Short exercise: Copy the records below exactly, from the line containing "Recreate this image" through the last line, and leave out every picture.

Provided entries:
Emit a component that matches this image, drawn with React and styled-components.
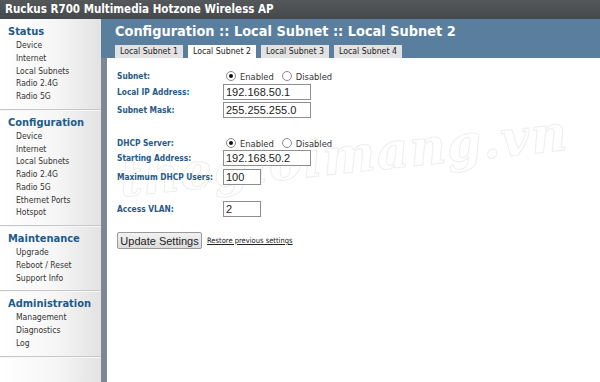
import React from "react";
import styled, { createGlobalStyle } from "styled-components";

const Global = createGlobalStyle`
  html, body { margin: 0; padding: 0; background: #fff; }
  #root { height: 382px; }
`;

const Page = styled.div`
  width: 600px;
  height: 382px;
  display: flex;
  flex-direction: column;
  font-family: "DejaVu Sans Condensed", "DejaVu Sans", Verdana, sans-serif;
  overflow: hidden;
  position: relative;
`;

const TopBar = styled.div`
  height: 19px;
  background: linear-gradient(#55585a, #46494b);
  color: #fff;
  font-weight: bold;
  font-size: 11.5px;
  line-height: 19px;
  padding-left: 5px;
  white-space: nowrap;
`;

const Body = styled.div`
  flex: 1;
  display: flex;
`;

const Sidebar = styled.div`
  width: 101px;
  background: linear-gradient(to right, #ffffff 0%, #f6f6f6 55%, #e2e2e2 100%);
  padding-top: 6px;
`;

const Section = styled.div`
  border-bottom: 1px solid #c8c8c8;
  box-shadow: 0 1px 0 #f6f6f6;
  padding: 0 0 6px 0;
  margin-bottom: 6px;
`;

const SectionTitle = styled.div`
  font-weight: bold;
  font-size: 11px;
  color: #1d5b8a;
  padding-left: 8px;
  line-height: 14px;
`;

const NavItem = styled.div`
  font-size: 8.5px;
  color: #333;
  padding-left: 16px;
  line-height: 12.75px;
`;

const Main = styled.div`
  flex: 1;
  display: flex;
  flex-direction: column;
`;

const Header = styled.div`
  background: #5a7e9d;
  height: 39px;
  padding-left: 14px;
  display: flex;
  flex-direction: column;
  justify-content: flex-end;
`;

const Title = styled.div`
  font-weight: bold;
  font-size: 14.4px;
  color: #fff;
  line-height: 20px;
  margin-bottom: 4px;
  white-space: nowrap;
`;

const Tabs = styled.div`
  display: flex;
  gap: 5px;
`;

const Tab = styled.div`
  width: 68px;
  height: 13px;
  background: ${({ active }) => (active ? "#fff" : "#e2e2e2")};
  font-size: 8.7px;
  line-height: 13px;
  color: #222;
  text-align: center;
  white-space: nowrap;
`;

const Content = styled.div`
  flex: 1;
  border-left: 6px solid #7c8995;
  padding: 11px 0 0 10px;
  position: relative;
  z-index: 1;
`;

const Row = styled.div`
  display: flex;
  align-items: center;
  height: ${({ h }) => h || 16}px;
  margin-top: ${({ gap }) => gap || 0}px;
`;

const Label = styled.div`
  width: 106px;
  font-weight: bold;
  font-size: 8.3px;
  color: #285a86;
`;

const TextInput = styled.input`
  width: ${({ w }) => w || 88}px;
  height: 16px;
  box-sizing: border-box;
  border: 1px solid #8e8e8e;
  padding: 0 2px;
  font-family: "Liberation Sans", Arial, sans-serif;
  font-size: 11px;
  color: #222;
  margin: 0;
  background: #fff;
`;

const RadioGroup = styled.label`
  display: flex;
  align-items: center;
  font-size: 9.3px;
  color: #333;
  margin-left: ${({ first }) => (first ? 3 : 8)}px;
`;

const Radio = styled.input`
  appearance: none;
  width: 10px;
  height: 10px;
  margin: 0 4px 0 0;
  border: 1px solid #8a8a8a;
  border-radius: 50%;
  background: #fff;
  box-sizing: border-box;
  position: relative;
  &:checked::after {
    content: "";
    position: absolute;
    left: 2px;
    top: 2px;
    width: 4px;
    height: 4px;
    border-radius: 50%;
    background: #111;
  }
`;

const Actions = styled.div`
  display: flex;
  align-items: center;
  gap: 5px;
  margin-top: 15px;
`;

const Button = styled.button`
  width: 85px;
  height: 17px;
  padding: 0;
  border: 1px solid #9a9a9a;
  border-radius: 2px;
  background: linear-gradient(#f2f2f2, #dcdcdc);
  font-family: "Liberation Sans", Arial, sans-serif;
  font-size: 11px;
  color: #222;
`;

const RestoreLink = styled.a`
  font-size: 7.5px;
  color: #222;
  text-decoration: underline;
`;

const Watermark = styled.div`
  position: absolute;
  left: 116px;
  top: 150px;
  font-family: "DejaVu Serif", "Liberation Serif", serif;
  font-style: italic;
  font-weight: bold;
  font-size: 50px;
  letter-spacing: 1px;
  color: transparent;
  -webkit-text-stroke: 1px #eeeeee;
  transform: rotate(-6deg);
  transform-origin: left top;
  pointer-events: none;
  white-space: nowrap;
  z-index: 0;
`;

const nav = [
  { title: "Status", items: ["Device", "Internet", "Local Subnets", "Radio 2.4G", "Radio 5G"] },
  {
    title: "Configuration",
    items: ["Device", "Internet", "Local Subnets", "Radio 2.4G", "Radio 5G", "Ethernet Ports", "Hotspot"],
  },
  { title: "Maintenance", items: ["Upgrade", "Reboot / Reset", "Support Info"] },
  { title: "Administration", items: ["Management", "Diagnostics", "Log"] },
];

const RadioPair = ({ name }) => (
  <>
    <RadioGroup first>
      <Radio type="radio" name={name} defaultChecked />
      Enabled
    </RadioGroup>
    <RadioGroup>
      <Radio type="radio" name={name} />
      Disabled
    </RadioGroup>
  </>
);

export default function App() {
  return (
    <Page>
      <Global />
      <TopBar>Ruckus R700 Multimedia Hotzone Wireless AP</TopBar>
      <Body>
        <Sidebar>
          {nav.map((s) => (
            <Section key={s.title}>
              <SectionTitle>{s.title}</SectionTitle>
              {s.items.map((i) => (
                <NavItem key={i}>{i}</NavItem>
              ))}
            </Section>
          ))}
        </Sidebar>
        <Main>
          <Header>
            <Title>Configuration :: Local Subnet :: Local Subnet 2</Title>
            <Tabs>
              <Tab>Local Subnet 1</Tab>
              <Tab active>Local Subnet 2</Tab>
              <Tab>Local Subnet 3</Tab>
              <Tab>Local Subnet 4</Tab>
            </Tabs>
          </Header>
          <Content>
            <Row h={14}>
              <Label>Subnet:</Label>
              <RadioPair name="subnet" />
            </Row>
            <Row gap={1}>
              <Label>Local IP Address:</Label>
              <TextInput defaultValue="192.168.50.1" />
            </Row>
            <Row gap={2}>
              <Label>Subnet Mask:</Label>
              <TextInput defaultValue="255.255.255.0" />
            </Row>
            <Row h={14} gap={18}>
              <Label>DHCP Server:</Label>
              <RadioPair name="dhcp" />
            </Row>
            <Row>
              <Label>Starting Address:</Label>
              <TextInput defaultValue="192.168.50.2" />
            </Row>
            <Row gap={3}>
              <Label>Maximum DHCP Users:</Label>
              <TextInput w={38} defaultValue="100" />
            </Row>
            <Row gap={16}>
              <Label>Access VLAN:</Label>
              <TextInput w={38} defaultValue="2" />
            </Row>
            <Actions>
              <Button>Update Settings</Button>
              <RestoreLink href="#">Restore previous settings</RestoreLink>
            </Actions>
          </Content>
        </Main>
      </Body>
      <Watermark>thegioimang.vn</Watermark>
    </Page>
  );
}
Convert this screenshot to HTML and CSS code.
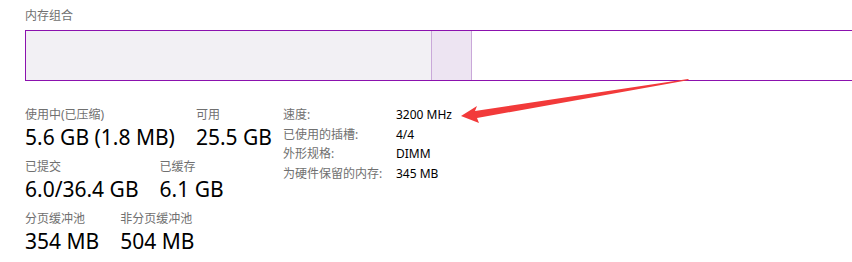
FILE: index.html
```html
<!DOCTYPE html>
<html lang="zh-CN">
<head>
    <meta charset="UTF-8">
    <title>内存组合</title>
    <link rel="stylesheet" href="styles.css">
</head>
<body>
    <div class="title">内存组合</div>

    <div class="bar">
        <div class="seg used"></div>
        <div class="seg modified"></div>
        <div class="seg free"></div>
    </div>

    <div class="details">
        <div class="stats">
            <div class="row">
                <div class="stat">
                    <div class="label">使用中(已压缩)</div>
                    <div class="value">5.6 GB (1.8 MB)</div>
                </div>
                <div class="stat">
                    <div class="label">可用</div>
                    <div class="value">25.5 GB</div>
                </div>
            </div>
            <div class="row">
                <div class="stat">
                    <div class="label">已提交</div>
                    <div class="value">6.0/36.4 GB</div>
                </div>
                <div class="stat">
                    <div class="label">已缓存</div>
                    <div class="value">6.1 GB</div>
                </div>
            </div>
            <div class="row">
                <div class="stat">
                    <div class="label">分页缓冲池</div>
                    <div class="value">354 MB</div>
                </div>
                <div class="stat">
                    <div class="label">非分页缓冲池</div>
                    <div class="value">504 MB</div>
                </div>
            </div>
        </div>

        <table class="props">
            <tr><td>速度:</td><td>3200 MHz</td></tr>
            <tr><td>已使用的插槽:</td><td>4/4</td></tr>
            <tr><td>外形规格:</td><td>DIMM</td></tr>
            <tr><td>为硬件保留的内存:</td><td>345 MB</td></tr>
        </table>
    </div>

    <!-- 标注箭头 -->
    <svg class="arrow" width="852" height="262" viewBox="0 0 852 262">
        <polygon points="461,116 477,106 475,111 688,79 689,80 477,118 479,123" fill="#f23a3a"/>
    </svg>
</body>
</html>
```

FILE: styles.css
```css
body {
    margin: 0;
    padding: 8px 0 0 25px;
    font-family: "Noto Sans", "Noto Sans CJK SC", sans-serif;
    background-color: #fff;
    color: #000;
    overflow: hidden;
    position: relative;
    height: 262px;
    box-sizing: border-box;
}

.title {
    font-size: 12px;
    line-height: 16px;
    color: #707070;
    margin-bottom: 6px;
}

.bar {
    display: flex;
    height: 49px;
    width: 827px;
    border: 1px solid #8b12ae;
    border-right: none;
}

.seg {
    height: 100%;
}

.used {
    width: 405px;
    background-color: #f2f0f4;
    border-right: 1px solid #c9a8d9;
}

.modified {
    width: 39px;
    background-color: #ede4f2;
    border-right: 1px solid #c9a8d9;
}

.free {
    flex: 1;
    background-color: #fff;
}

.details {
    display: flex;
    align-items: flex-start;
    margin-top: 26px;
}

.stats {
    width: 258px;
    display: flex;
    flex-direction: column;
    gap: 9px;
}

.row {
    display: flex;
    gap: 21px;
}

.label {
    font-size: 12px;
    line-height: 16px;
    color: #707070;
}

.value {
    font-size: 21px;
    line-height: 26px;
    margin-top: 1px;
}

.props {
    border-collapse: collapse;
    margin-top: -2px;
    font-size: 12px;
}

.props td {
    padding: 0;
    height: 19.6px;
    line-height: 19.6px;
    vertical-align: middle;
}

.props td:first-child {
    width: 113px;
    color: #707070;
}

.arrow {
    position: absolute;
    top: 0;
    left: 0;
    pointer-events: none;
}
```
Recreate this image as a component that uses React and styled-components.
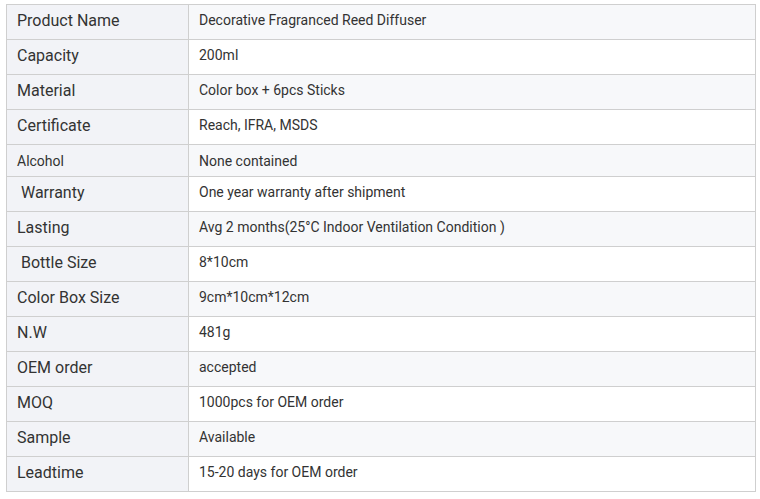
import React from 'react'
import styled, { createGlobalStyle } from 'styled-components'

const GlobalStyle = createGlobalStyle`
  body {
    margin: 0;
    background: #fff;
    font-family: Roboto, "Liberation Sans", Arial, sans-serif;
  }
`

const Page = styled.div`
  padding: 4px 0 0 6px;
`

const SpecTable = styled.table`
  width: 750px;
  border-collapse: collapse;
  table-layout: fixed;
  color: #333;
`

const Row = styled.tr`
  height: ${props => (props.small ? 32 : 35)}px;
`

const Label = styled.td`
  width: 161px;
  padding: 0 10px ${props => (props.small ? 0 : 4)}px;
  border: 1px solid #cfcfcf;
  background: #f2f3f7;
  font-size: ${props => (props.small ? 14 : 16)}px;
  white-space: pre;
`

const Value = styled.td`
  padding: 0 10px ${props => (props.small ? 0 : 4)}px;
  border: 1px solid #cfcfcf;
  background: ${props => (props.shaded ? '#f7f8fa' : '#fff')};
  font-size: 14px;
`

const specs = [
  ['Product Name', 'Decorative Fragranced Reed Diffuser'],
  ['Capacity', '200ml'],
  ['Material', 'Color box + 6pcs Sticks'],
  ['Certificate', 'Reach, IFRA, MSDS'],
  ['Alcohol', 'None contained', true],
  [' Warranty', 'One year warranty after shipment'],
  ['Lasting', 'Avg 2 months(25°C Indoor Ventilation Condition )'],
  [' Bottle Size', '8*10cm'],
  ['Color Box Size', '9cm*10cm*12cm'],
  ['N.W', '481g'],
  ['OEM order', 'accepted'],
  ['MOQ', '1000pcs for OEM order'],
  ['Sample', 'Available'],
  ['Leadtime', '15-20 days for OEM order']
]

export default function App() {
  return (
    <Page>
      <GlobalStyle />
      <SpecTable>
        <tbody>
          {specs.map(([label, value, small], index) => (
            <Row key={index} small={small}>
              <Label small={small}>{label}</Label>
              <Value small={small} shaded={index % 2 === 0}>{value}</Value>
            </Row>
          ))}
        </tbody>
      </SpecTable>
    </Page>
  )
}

Task result:
Recreate this image as a component that uses React and styled-components.
import React from 'react'
import styled, { createGlobalStyle } from 'styled-components'

const GlobalStyle = createGlobalStyle`
  body {
    margin: 0;
    background: #fff;
    font-family: Roboto, "Liberation Sans", Arial, sans-serif;
  }
`

const Page = styled.div`
  padding: 4px 0 0 6px;
`

const SpecTable = styled.table`
  width: 750px;
  border-collapse: collapse;
  table-layout: fixed;
  color: #333;
`

const Row = styled.tr`
  height: ${props => (props.small ? 32 : 35)}px;
`

const Label = styled.td`
  width: 161px;
  padding: 0 10px ${props => (props.small ? 0 : 4)}px;
  border: 1px solid #cfcfcf;
  background: #f2f3f7;
  font-size: ${props => (props.small ? 14 : 16)}px;
  white-space: pre;
`

const Value = styled.td`
  padding: 0 10px ${props => (props.small ? 0 : 4)}px;
  border: 1px solid #cfcfcf;
  background: ${props => (props.shaded ? '#f7f8fa' : '#fff')};
  font-size: 14px;
`

const specs = [
  ['Product Name', 'Decorative Fragranced Reed Diffuser'],
  ['Capacity', '200ml'],
  ['Material', 'Color box + 6pcs Sticks'],
  ['Certificate', 'Reach, IFRA, MSDS'],
  ['Alcohol', 'None contained', true],
  [' Warranty', 'One year warranty after shipment'],
  ['Lasting', 'Avg 2 months(25°C Indoor Ventilation Condition )'],
  [' Bottle Size', '8*10cm'],
  ['Color Box Size', '9cm*10cm*12cm'],
  ['N.W', '481g'],
  ['OEM order', 'accepted'],
  ['MOQ', '1000pcs for OEM order'],
  ['Sample', 'Available'],
  ['Leadtime', '15-20 days for OEM order']
]

export default function App() {
  return (
    <Page>
      <GlobalStyle />
      <SpecTable>
        <tbody>
          {specs.map(([label, value, small], index) => (
            <Row key={index} small={small}>
              <Label small={small}>{label}</Label>
              <Value small={small} shaded={index % 2 === 0}>{value}</Value>
            </Row>
          ))}
        </tbody>
      </SpecTable>
    </Page>
  )
}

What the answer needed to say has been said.